### Data provided
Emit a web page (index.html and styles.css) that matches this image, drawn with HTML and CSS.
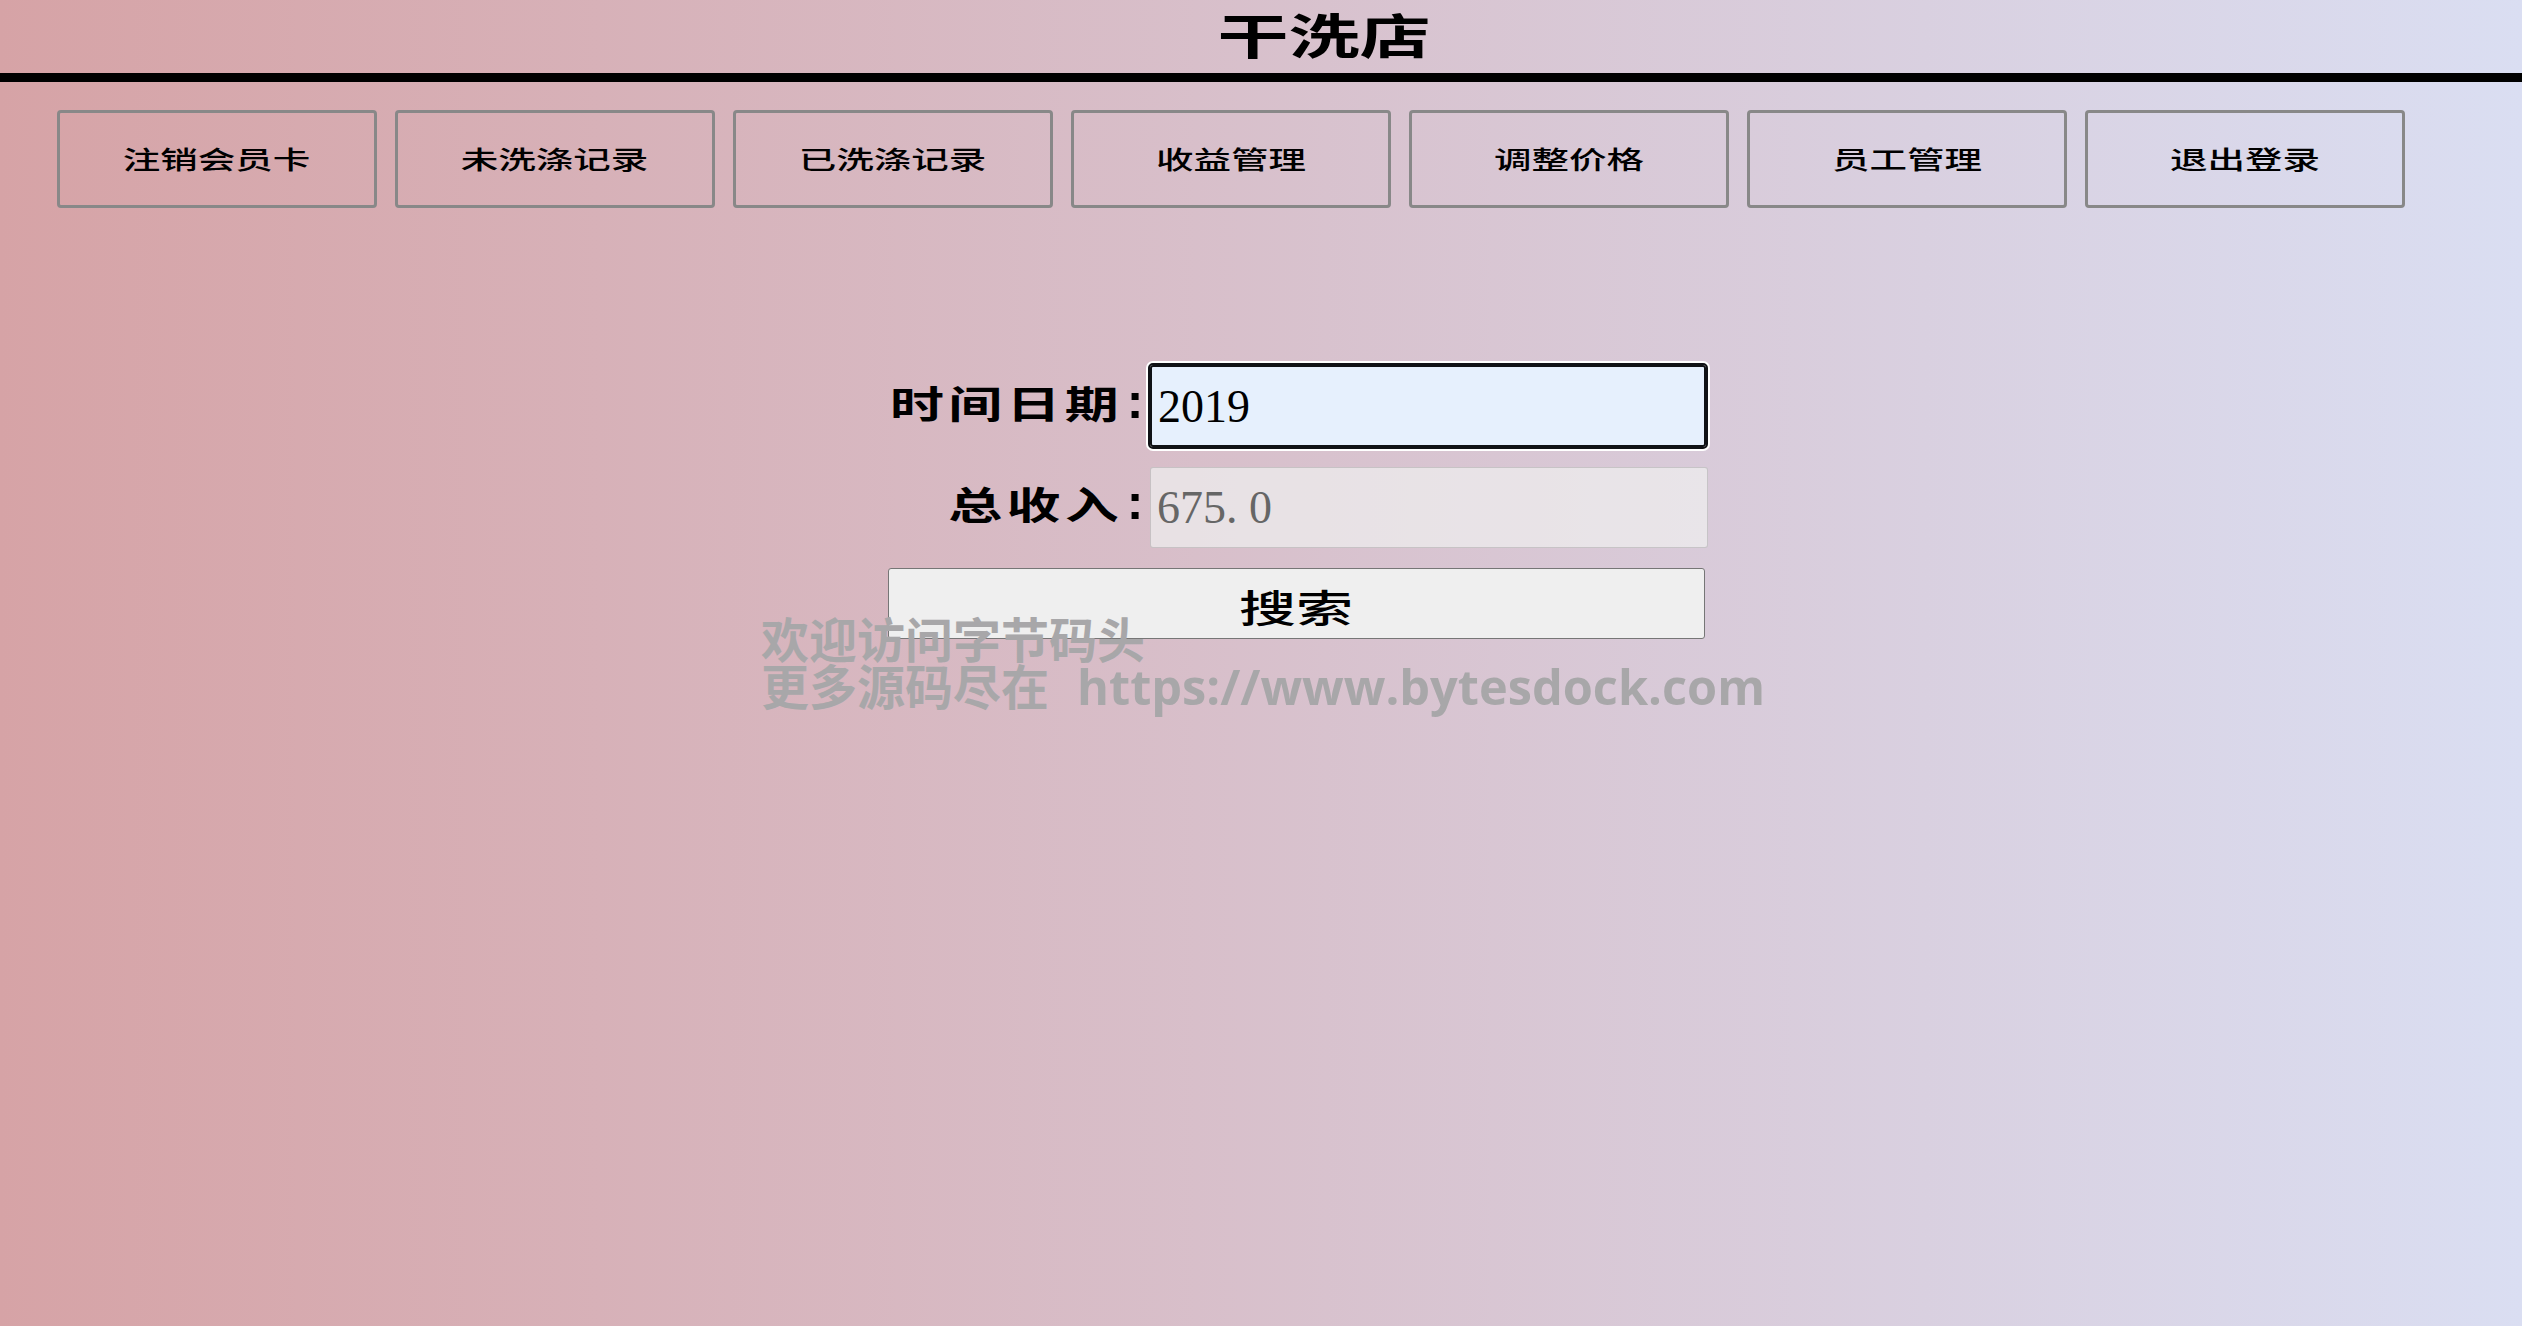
FILE: index.html
```html
<!DOCTYPE html>
<html lang="zh-CN">
  <head>
    <meta charset="UTF-8" />
    <title>干洗店</title>
    <link rel="stylesheet" href="styles.css">
  </head>
  <body>
    <header class="header">
      <h1 class="title"><span class="wide">干洗店</span></h1>
    </header>

    <nav class="nav">
      <button class="nav-btn"><span class="wide">注销会员卡</span></button>
      <button class="nav-btn"><span class="wide">未洗涤记录</span></button>
      <button class="nav-btn"><span class="wide">已洗涤记录</span></button>
      <button class="nav-btn"><span class="wide">收益管理</span></button>
      <button class="nav-btn"><span class="wide">调整价格</span></button>
      <button class="nav-btn"><span class="wide">员工管理</span></button>
      <button class="nav-btn"><span class="wide">退出登录</span></button>
    </nav>

    <form class="search-form">
      <div class="field field-date">
        <label class="field-label"><span class="label-text">时间日期</span><span class="colon">:</span></label>
        <input class="field-input input-active" type="text" value="2019" />
      </div>
      <div class="field">
        <label class="field-label"><span class="label-text">总收入</span><span class="colon">:</span></label>
        <input class="field-input" type="text" value="675. 0" disabled />
      </div>
      <button class="search-btn" type="button"><span class="wide">搜索</span></button>
    </form>

    <div class="watermark">
      <div>欢迎访问字节码头</div>
      <div>更多源码尽在<span class="watermark-url">https://www.bytesdock.com</span></div>
    </div>
  </body>
</html>
```

FILE: styles.css
```css
html,
body {
  height: 100%;
}

body {
  margin: 0;
  min-height: 1326px;
  position: relative;
  overflow: hidden;
  background: linear-gradient(to right, #d6a3a6, #dadef2);
  font-family: "Noto Sans CJK SC", sans-serif;
  color: #000;
}

.wide {
  display: inline-block;
  transform: scaleX(1.5);
}

.header {
  height: 73px;
  padding-left: 126px;
  border-bottom: 9px solid #000;
  text-align: center;
}

.title {
  margin: 0;
  font-size: 48px;
  line-height: 66px;
  font-weight: bold;
}

.title .wide {
  transform: scaleX(1.48);
}

.nav {
  display: flex;
  gap: 18px;
  margin-top: 28px;
  padding-left: 57px;
}

.nav-btn {
  width: 320px;
  height: 98px;
  padding: 0 0 3px;
  background: transparent;
  border: 3px solid #888;
  border-radius: 4px;
  font-family: inherit;
  font-size: 25px;
  font-weight: 500;
  color: #000;
}

.search-form {
  display: flex;
  flex-direction: column;
  gap: 20px;
  width: 820px;
  margin: 157px 0 0 888px;
}

.field {
  display: flex;
  align-items: center;
  height: 81px;
}

.field-date {
  height: 82px;
}

.field-label {
  display: flex;
  justify-content: flex-end;
  align-items: center;
  width: 262px;
  flex-shrink: 0;
}

.label-text {
  display: inline-block;
  font-size: 38px;
  font-weight: bold;
  line-height: 50px;
  letter-spacing: 3px;
  transform: scaleX(1.42);
  transform-origin: right center;
  margin-top: -9px;
  margin-right: -3px;
}

.colon {
  width: 30px;
  text-align: center;
  font-family: "Liberation Sans", sans-serif;
  font-size: 50px;
  font-weight: bold;
  line-height: 50px;
  margin-top: -11px;
}

.field-input {
  box-sizing: border-box;
  width: 558px;
  height: 100%;
  padding: 0 6px;
  border: 1px solid rgba(118, 118, 118, 0.3);
  border-radius: 3px;
  background: rgba(239, 239, 239, 0.72);
  font-family: "Liberation Serif", serif;
  font-size: 46px;
  color: #666;
}

.input-active {
  width: 556px;
  background: #e6f0fd;
  border: 2px solid #101216;
  outline: 2px solid #101216;
  box-shadow: 0 0 0 4px #fff;
  color: #000;
}

.search-btn {
  width: 817px;
  height: 71px;
  padding: 3px 0 0;
  background: #efefef;
  border: 1px solid #767676;
  border-radius: 3px;
  font-family: inherit;
  font-size: 38px;
  font-weight: 500;
  color: #000;
}

/* site watermark burned into the picture, sits on top of the form */
.watermark {
  position: absolute;
  left: 761px;
  top: 614px;
  font-size: 48px;
  font-weight: bold;
  line-height: 47px;
  color: #a8a7a9;
  white-space: nowrap;
}

.watermark-url {
  margin-left: 28px;
  font-family: "Open Sans", sans-serif;
  font-size: 48.7px;
}
```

### To be done
Go through the listing above and quote it exactly, apart from its images.

### Reply
Emit a web page (index.html and styles.css) that matches this image, drawn with HTML and CSS.
FILE: index.html
```html
<!DOCTYPE html>
<html lang="zh-CN">
  <head>
    <meta charset="UTF-8" />
    <title>干洗店</title>
    <link rel="stylesheet" href="styles.css">
  </head>
  <body>
    <header class="header">
      <h1 class="title"><span class="wide">干洗店</span></h1>
    </header>

    <nav class="nav">
      <button class="nav-btn"><span class="wide">注销会员卡</span></button>
      <button class="nav-btn"><span class="wide">未洗涤记录</span></button>
      <button class="nav-btn"><span class="wide">已洗涤记录</span></button>
      <button class="nav-btn"><span class="wide">收益管理</span></button>
      <button class="nav-btn"><span class="wide">调整价格</span></button>
      <button class="nav-btn"><span class="wide">员工管理</span></button>
      <button class="nav-btn"><span class="wide">退出登录</span></button>
    </nav>

    <form class="search-form">
      <div class="field field-date">
        <label class="field-label"><span class="label-text">时间日期</span><span class="colon">:</span></label>
        <input class="field-input input-active" type="text" value="2019" />
      </div>
      <div class="field">
        <label class="field-label"><span class="label-text">总收入</span><span class="colon">:</span></label>
        <input class="field-input" type="text" value="675. 0" disabled />
      </div>
      <button class="search-btn" type="button"><span class="wide">搜索</span></button>
    </form>

    <div class="watermark">
      <div>欢迎访问字节码头</div>
      <div>更多源码尽在<span class="watermark-url">https://www.bytesdock.com</span></div>
    </div>
  </body>
</html>
```

FILE: styles.css
```css
html,
body {
  height: 100%;
}

body {
  margin: 0;
  min-height: 1326px;
  position: relative;
  overflow: hidden;
  background: linear-gradient(to right, #d6a3a6, #dadef2);
  font-family: "Noto Sans CJK SC", sans-serif;
  color: #000;
}

.wide {
  display: inline-block;
  transform: scaleX(1.5);
}

.header {
  height: 73px;
  padding-left: 126px;
  border-bottom: 9px solid #000;
  text-align: center;
}

.title {
  margin: 0;
  font-size: 48px;
  line-height: 66px;
  font-weight: bold;
}

.title .wide {
  transform: scaleX(1.48);
}

.nav {
  display: flex;
  gap: 18px;
  margin-top: 28px;
  padding-left: 57px;
}

.nav-btn {
  width: 320px;
  height: 98px;
  padding: 0 0 3px;
  background: transparent;
  border: 3px solid #888;
  border-radius: 4px;
  font-family: inherit;
  font-size: 25px;
  font-weight: 500;
  color: #000;
}

.search-form {
  display: flex;
  flex-direction: column;
  gap: 20px;
  width: 820px;
  margin: 157px 0 0 888px;
}

.field {
  display: flex;
  align-items: center;
  height: 81px;
}

.field-date {
  height: 82px;
}

.field-label {
  display: flex;
  justify-content: flex-end;
  align-items: center;
  width: 262px;
  flex-shrink: 0;
}

.label-text {
  display: inline-block;
  font-size: 38px;
  font-weight: bold;
  line-height: 50px;
  letter-spacing: 3px;
  transform: scaleX(1.42);
  transform-origin: right center;
  margin-top: -9px;
  margin-right: -3px;
}

.colon {
  width: 30px;
  text-align: center;
  font-family: "Liberation Sans", sans-serif;
  font-size: 50px;
  font-weight: bold;
  line-height: 50px;
  margin-top: -11px;
}

.field-input {
  box-sizing: border-box;
  width: 558px;
  height: 100%;
  padding: 0 6px;
  border: 1px solid rgba(118, 118, 118, 0.3);
  border-radius: 3px;
  background: rgba(239, 239, 239, 0.72);
  font-family: "Liberation Serif", serif;
  font-size: 46px;
  color: #666;
}

.input-active {
  width: 556px;
  background: #e6f0fd;
  border: 2px solid #101216;
  outline: 2px solid #101216;
  box-shadow: 0 0 0 4px #fff;
  color: #000;
}

.search-btn {
  width: 817px;
  height: 71px;
  padding: 3px 0 0;
  background: #efefef;
  border: 1px solid #767676;
  border-radius: 3px;
  font-family: inherit;
  font-size: 38px;
  font-weight: 500;
  color: #000;
}

/* site watermark burned into the picture, sits on top of the form */
.watermark {
  position: absolute;
  left: 761px;
  top: 614px;
  font-size: 48px;
  font-weight: bold;
  line-height: 47px;
  color: #a8a7a9;
  white-space: nowrap;
}

.watermark-url {
  margin-left: 28px;
  font-family: "Open Sans", sans-serif;
  font-size: 48.7px;
}
```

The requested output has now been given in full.